I heard a presentation from a scientist proposing to do a $100,000 and upwards study of the interaction between upland and lowland juniper trees and water recharge in predominantly closed lava basins. This was followed by one of our county commissioners talking about the necessity for a forum on groundwater that could address angry explosions from ranchers about why applications for new wells are being turned down. This in a county where drought has been declared official by the state of Oregon and where wells are increasingly having to be dug deeper or have become altogether dry. As a visitor to this board a few months ago, I learned that conservation is a dirty word.
Today on Facebook, are photographs of the tens of thousands of Ross’ (snow) geese and Sandhill cranes that have stopped over in the large wetlands here during their annual spring migration.

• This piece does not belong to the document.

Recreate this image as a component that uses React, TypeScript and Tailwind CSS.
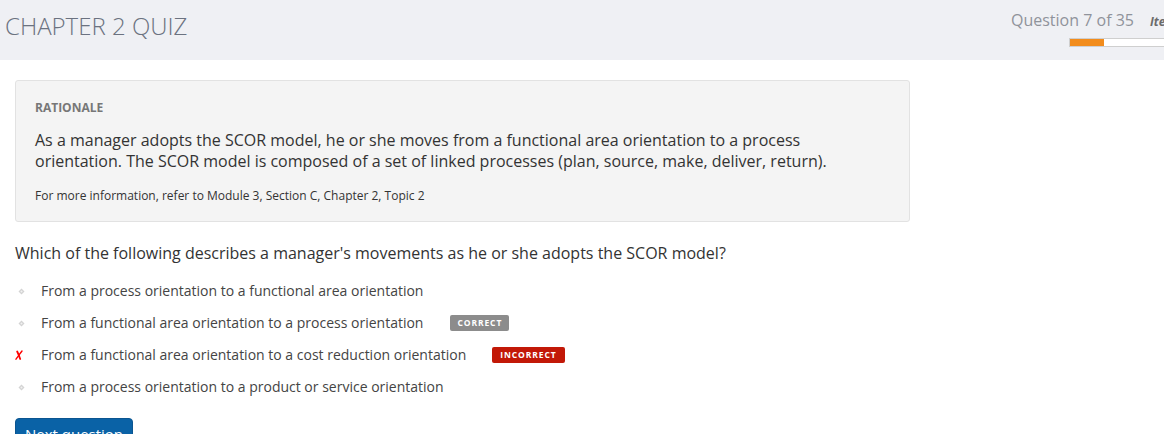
import React from "react";

const font = { fontFamily: '"Open Sans", "Noto Sans", Arial, sans-serif' };

function Bullet() {
  return (
    <svg width="7" height="7" viewBox="0 0 7 7" className="shrink-0">
      <path d="M3.5 0.5 L6.5 3.5 L3.5 6.5 L0.5 3.5 Z" fill="#d3d3d3" />
      <circle cx="3.5" cy="3.5" r="1" fill="#f2f2f2" />
    </svg>
  );
}

function Cross() {
  return (
    <svg width="8" height="10" viewBox="0 0 8 10" className="shrink-0">
      <path d="M2.2 1.5 C3.2 3.5 4.2 6 5.2 9" stroke="#f00" strokeWidth="1.8" fill="none" strokeLinecap="round" />
      <path d="M7 1 C5 3.5 3 6.5 1 9.2" stroke="#f00" strokeWidth="1.4" fill="none" strokeLinecap="round" />
    </svg>
  );
}

const options: { text: string; mark?: "x"; badge?: "correct" | "incorrect" }[] = [
  { text: "From a process orientation to a functional area orientation" },
  { text: "From a functional area orientation to a process orientation", badge: "correct" },
  { text: "From a functional area orientation to a cost reduction orientation", mark: "x", badge: "incorrect" },
  { text: "From a process orientation to a product or service orientation" },
];

export default function App() {
  return (
    <div className="w-[1164px] h-[434px] overflow-hidden bg-white" style={font}>
      <header className="h-[60px] bg-[#eff0f4] flex">
        <div className="w-[1011px] shrink-0 pl-[5px] pt-[9px]">
          <h1 className="text-[24px] leading-[33px] font-light text-[#6b7280]">CHAPTER 2 QUIZ</h1>
        </div>
        <div className="flex flex-col shrink-0 pt-[9px]">
          <div className="flex items-baseline gap-[16px] whitespace-nowrap">
            <span className="text-[16px] leading-[22px] text-[#8f939b]">Question 7 of 35</span>
            <span className="text-[12px] font-bold italic text-[#6b6b6b]">Item ID</span>
          </div>
          <div className="pl-[58px] mt-[7px]">
            <div className="w-[150px] h-[9px] border border-[#cfcfcf] bg-white flex">
              <div className="w-[34px] h-full bg-[#f28c1c]" />
            </div>
          </div>
        </div>
      </header>

      <main className="px-[15px]">
        <section className="mt-[20px] w-[895px] h-[142px] bg-[#f4f4f4] border border-[#e2e2e2] rounded-[3px] px-[19px] pt-[18px]">
          <div className="text-[12px] leading-[17px] font-bold text-[#777777]">RATIONALE</div>
          <p className="mt-[14px] text-[16px] leading-[21px] text-[#333333] pr-[40px]">
            As a manager adopts the SCOR model, he or she moves from a functional area orientation to a process
            orientation. The SCOR model is composed of a set of linked processes (plan, source, make, deliver, return).
          </p>
          <p className="mt-[15px] text-[12px] leading-[17px] text-[#333333]">
            For more information, refer to Module 3, Section C, Chapter 2, Topic 2
          </p>
        </section>

        <p className="mt-[20px] text-[16px] leading-[22px] text-[#333333]">
          Which of the following describes a manager's movements as he or she adopts the SCOR model?
        </p>

        <ul className="mt-[11px]">
          {options.map((o, i) => (
            <li key={i} className="h-[32px] flex items-center">
              <div className="w-[26px] shrink-0 flex items-center">
                {o.mark === "x" ? (
                  <span className="pl-[0px]"><Cross /></span>
                ) : (
                  <span className="pl-[3px]"><Bullet /></span>
                )}
              </div>
              <span className="text-[14px] leading-[20px] text-[#444444]">{o.text}</span>
              {o.badge === "correct" && (
                <span className="ml-[27px] h-[16px] px-[7px] rounded-[2px] bg-[#8c8c8c] text-white text-[8.5px] font-bold tracking-[0.9px] flex items-center">
                  CORRECT
                </span>
              )}
              {o.badge === "incorrect" && (
                <span className="ml-[26px] h-[16px] px-[8px] rounded-[2px] bg-[#c21807] text-white text-[8.5px] font-bold tracking-[0.9px] flex items-center">
                  INCORRECT
                </span>
              )}
            </li>
          ))}
        </ul>

        <button className="mt-[15px] w-[118px] h-[34px] rounded-[4px] bg-[#0a62a6] border border-[#0b5590] text-white text-[15px] leading-[20px] pt-[5px] flex justify-center items-start">
          Next question
        </button>
      </main>
    </div>
  );
}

Last year a Snowy White owl paid a rare visit. Some ranchers are mad as hell about bird migrations because the birds land on the fields, eat new seeds and shoats, and leave their shit. Cannons are fired at night to try and scare them off the land. Other ranchers are angry that they have to do something to help allay decreases in sage grouse lest the Environmental Protection Agency list them as endangered species. Many ranchers hate the tourists that roam the back roads. Still others rail against newcomers with ideas at odds with theirs. Jerome was like that as well when I moved there in the early 1980’s. At least that echo of life is familiar.
While writing these musings, son Max calls from Denver. He tells me that hydraulic fracking and pot are the two biggest money earners in Colorado. Protests against fracking are futile. Protests against pot have seamlessly folded into the vast wealth they are earning. According to a recent headline in the Denver Post, “Colorado’s record January marijuana sales yield $2.3M for schools.”The Cannabis Cup trade show sponsored by High Times in mid-April drew over a million visitors. Many B & B had bowls of pots available for their visitors. The Chamber of Commerce is still counting the bucks.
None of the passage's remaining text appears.